══ Provided records

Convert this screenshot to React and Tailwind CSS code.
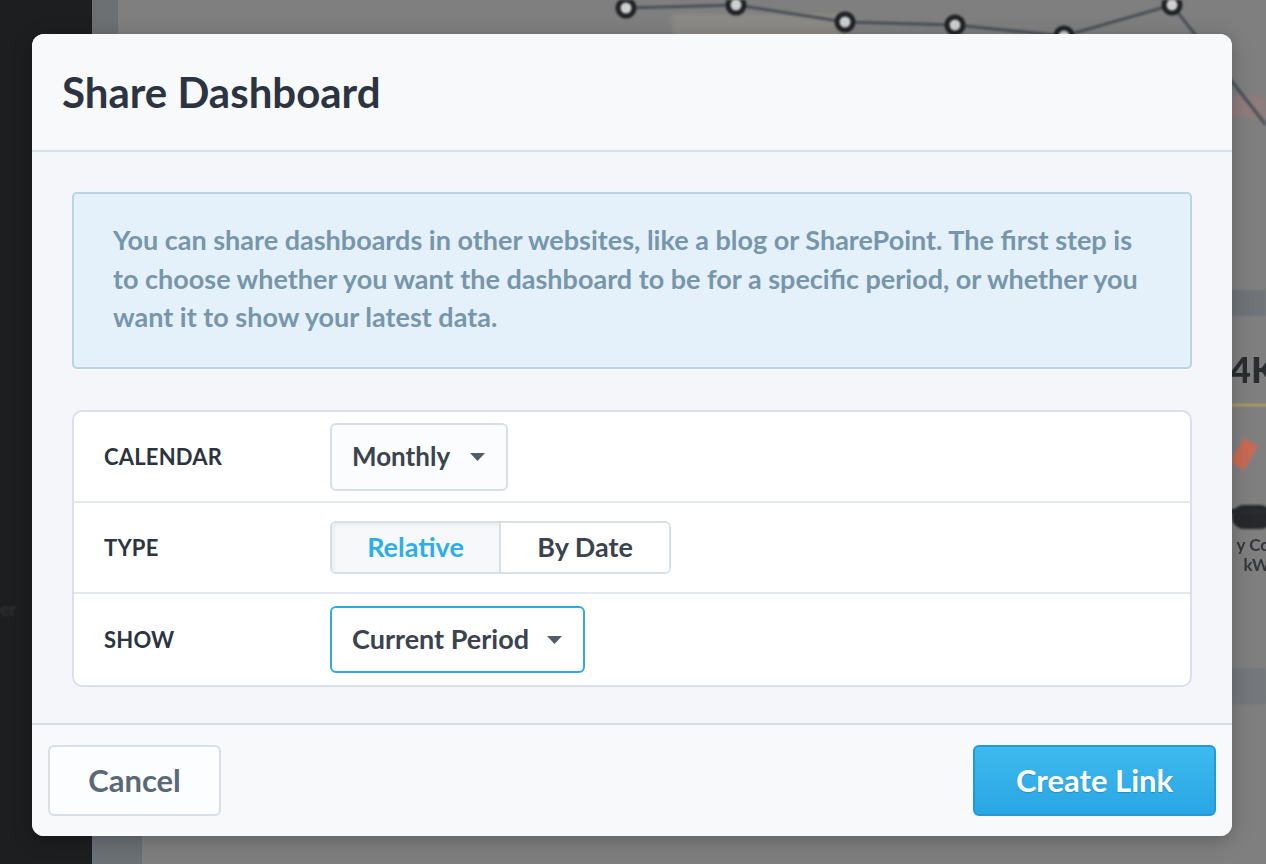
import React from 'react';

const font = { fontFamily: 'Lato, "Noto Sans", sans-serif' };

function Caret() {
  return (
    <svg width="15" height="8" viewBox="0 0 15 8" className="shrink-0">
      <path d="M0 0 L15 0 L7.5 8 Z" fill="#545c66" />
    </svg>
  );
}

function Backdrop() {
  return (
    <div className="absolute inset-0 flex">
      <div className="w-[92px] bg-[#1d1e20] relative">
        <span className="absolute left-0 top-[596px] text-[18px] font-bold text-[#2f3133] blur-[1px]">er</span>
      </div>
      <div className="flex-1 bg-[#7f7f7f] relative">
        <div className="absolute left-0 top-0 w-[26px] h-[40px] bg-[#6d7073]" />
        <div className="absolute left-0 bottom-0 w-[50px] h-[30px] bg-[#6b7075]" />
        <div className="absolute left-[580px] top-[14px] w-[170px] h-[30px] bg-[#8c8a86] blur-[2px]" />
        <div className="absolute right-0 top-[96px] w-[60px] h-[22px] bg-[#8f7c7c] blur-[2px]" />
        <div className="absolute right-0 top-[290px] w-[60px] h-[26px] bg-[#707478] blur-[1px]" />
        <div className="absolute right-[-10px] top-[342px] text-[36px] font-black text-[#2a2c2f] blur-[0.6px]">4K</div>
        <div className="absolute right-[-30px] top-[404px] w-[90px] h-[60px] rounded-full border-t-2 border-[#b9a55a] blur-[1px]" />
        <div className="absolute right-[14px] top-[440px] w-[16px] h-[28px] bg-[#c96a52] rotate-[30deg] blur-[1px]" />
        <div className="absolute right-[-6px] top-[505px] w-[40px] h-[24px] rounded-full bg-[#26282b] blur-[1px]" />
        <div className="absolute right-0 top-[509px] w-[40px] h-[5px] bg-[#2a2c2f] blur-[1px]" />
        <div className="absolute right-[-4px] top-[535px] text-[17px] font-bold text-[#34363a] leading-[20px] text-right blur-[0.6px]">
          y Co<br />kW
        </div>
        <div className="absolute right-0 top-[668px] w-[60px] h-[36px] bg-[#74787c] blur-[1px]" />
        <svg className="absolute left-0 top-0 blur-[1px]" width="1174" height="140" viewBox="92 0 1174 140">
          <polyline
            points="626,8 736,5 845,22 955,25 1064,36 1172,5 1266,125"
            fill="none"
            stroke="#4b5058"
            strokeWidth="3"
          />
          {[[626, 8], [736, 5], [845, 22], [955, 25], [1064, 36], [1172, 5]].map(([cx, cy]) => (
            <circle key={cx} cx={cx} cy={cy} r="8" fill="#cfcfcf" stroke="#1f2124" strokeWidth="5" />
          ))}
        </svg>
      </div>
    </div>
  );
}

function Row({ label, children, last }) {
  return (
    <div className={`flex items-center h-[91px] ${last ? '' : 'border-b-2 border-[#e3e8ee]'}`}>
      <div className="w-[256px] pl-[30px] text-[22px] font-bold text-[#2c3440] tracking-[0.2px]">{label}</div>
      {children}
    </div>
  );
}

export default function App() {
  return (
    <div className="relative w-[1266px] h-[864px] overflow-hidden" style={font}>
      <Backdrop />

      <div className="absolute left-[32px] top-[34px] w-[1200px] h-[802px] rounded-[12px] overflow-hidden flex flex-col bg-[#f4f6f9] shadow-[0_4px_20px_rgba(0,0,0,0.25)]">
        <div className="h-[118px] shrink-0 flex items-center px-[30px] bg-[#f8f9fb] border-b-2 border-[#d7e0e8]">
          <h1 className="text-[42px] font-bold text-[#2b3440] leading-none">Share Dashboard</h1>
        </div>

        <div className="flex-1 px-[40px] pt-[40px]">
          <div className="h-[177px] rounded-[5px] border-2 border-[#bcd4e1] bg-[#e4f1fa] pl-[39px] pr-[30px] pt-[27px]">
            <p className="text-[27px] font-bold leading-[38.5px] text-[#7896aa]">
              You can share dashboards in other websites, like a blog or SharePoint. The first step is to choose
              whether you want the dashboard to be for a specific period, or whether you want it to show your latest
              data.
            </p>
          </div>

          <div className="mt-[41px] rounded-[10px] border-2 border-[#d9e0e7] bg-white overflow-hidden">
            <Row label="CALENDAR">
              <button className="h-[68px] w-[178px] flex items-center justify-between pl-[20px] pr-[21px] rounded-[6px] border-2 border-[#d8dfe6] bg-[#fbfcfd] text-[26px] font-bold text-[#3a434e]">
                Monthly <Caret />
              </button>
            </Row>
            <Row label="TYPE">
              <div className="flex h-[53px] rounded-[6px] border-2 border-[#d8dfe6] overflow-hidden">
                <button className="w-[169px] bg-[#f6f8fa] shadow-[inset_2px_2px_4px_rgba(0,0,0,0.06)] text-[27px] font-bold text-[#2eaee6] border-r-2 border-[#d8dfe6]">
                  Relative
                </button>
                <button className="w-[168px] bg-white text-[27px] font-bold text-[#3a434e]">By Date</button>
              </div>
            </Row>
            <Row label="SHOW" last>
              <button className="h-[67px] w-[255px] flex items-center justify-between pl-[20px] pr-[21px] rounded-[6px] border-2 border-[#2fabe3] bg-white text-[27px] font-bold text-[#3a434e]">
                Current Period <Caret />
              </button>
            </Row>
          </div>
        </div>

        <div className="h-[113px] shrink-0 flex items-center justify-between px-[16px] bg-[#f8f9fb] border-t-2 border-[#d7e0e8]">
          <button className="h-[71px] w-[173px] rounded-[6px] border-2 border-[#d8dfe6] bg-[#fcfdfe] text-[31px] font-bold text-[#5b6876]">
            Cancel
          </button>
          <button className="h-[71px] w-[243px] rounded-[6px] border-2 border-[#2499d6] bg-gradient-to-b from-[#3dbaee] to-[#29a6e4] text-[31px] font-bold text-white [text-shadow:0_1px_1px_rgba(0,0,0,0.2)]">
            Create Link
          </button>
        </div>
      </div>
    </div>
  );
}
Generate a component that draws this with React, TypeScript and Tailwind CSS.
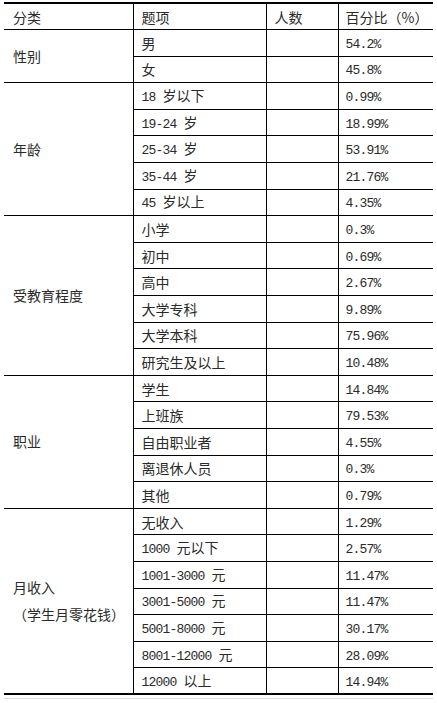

════

**Exercise description**
In your copy of the listing above, reproduce each line exactly and omit all pictures.

**Output of the exercise**
Convert this screenshot to React and Tailwind CSS code.
import React from 'react';

const font = { fontFamily: 'Lato, "Noto Sans", sans-serif' };

function Caret() {
  return (
    <svg width="15" height="8" viewBox="0 0 15 8" className="shrink-0">
      <path d="M0 0 L15 0 L7.5 8 Z" fill="#545c66" />
    </svg>
  );
}

function Backdrop() {
  return (
    <div className="absolute inset-0 flex">
      <div className="w-[92px] bg-[#1d1e20] relative">
        <span className="absolute left-0 top-[596px] text-[18px] font-bold text-[#2f3133] blur-[1px]">er</span>
      </div>
      <div className="flex-1 bg-[#7f7f7f] relative">
        <div className="absolute left-0 top-0 w-[26px] h-[40px] bg-[#6d7073]" />
        <div className="absolute left-0 bottom-0 w-[50px] h-[30px] bg-[#6b7075]" />
        <div className="absolute left-[580px] top-[14px] w-[170px] h-[30px] bg-[#8c8a86] blur-[2px]" />
        <div className="absolute right-0 top-[96px] w-[60px] h-[22px] bg-[#8f7c7c] blur-[2px]" />
        <div className="absolute right-0 top-[290px] w-[60px] h-[26px] bg-[#707478] blur-[1px]" />
        <div className="absolute right-[-10px] top-[342px] text-[36px] font-black text-[#2a2c2f] blur-[0.6px]">4K</div>
        <div className="absolute right-[-30px] top-[404px] w-[90px] h-[60px] rounded-full border-t-2 border-[#b9a55a] blur-[1px]" />
        <div className="absolute right-[14px] top-[440px] w-[16px] h-[28px] bg-[#c96a52] rotate-[30deg] blur-[1px]" />
        <div className="absolute right-[-6px] top-[505px] w-[40px] h-[24px] rounded-full bg-[#26282b] blur-[1px]" />
        <div className="absolute right-0 top-[509px] w-[40px] h-[5px] bg-[#2a2c2f] blur-[1px]" />
        <div className="absolute right-[-4px] top-[535px] text-[17px] font-bold text-[#34363a] leading-[20px] text-right blur-[0.6px]">
          y Co<br />kW
        </div>
        <div className="absolute right-0 top-[668px] w-[60px] h-[36px] bg-[#74787c] blur-[1px]" />
        <svg className="absolute left-0 top-0 blur-[1px]" width="1174" height="140" viewBox="92 0 1174 140">
          <polyline
            points="626,8 736,5 845,22 955,25 1064,36 1172,5 1266,125"
            fill="none"
            stroke="#4b5058"
            strokeWidth="3"
          />
          {[[626, 8], [736, 5], [845, 22], [955, 25], [1064, 36], [1172, 5]].map(([cx, cy]) => (
            <circle key={cx} cx={cx} cy={cy} r="8" fill="#cfcfcf" stroke="#1f2124" strokeWidth="5" />
          ))}
        </svg>
      </div>
    </div>
  );
}

function Row({ label, children, last }) {
  return (
    <div className={`flex items-center h-[91px] ${last ? '' : 'border-b-2 border-[#e3e8ee]'}`}>
      <div className="w-[256px] pl-[30px] text-[22px] font-bold text-[#2c3440] tracking-[0.2px]">{label}</div>
      {children}
    </div>
  );
}

export default function App() {
  return (
    <div className="relative w-[1266px] h-[864px] overflow-hidden" style={font}>
      <Backdrop />

      <div className="absolute left-[32px] top-[34px] w-[1200px] h-[802px] rounded-[12px] overflow-hidden flex flex-col bg-[#f4f6f9] shadow-[0_4px_20px_rgba(0,0,0,0.25)]">
        <div className="h-[118px] shrink-0 flex items-center px-[30px] bg-[#f8f9fb] border-b-2 border-[#d7e0e8]">
          <h1 className="text-[42px] font-bold text-[#2b3440] leading-none">Share Dashboard</h1>
        </div>

        <div className="flex-1 px-[40px] pt-[40px]">
          <div className="h-[177px] rounded-[5px] border-2 border-[#bcd4e1] bg-[#e4f1fa] pl-[39px] pr-[30px] pt-[27px]">
            <p className="text-[27px] font-bold leading-[38.5px] text-[#7896aa]">
              You can share dashboards in other websites, like a blog or SharePoint. The first step is to choose
              whether you want the dashboard to be for a specific period, or whether you want it to show your latest
              data.
            </p>
          </div>

          <div className="mt-[41px] rounded-[10px] border-2 border-[#d9e0e7] bg-white overflow-hidden">
            <Row label="CALENDAR">
              <button className="h-[68px] w-[178px] flex items-center justify-between pl-[20px] pr-[21px] rounded-[6px] border-2 border-[#d8dfe6] bg-[#fbfcfd] text-[26px] font-bold text-[#3a434e]">
                Monthly <Caret />
              </button>
            </Row>
            <Row label="TYPE">
              <div className="flex h-[53px] rounded-[6px] border-2 border-[#d8dfe6] overflow-hidden">
                <button className="w-[169px] bg-[#f6f8fa] shadow-[inset_2px_2px_4px_rgba(0,0,0,0.06)] text-[27px] font-bold text-[#2eaee6] border-r-2 border-[#d8dfe6]">
                  Relative
                </button>
                <button className="w-[168px] bg-white text-[27px] font-bold text-[#3a434e]">By Date</button>
              </div>
            </Row>
            <Row label="SHOW" last>
              <button className="h-[67px] w-[255px] flex items-center justify-between pl-[20px] pr-[21px] rounded-[6px] border-2 border-[#2fabe3] bg-white text-[27px] font-bold text-[#3a434e]">
                Current Period <Caret />
              </button>
            </Row>
          </div>
        </div>

        <div className="h-[113px] shrink-0 flex items-center justify-between px-[16px] bg-[#f8f9fb] border-t-2 border-[#d7e0e8]">
          <button className="h-[71px] w-[173px] rounded-[6px] border-2 border-[#d8dfe6] bg-[#fcfdfe] text-[31px] font-bold text-[#5b6876]">
            Cancel
          </button>
          <button className="h-[71px] w-[243px] rounded-[6px] border-2 border-[#2499d6] bg-gradient-to-b from-[#3dbaee] to-[#29a6e4] text-[31px] font-bold text-white [text-shadow:0_1px_1px_rgba(0,0,0,0.2)]">
            Create Link
          </button>
        </div>
      </div>
    </div>
  );
}
Generate a component that draws this with React, TypeScript and Tailwind CSS.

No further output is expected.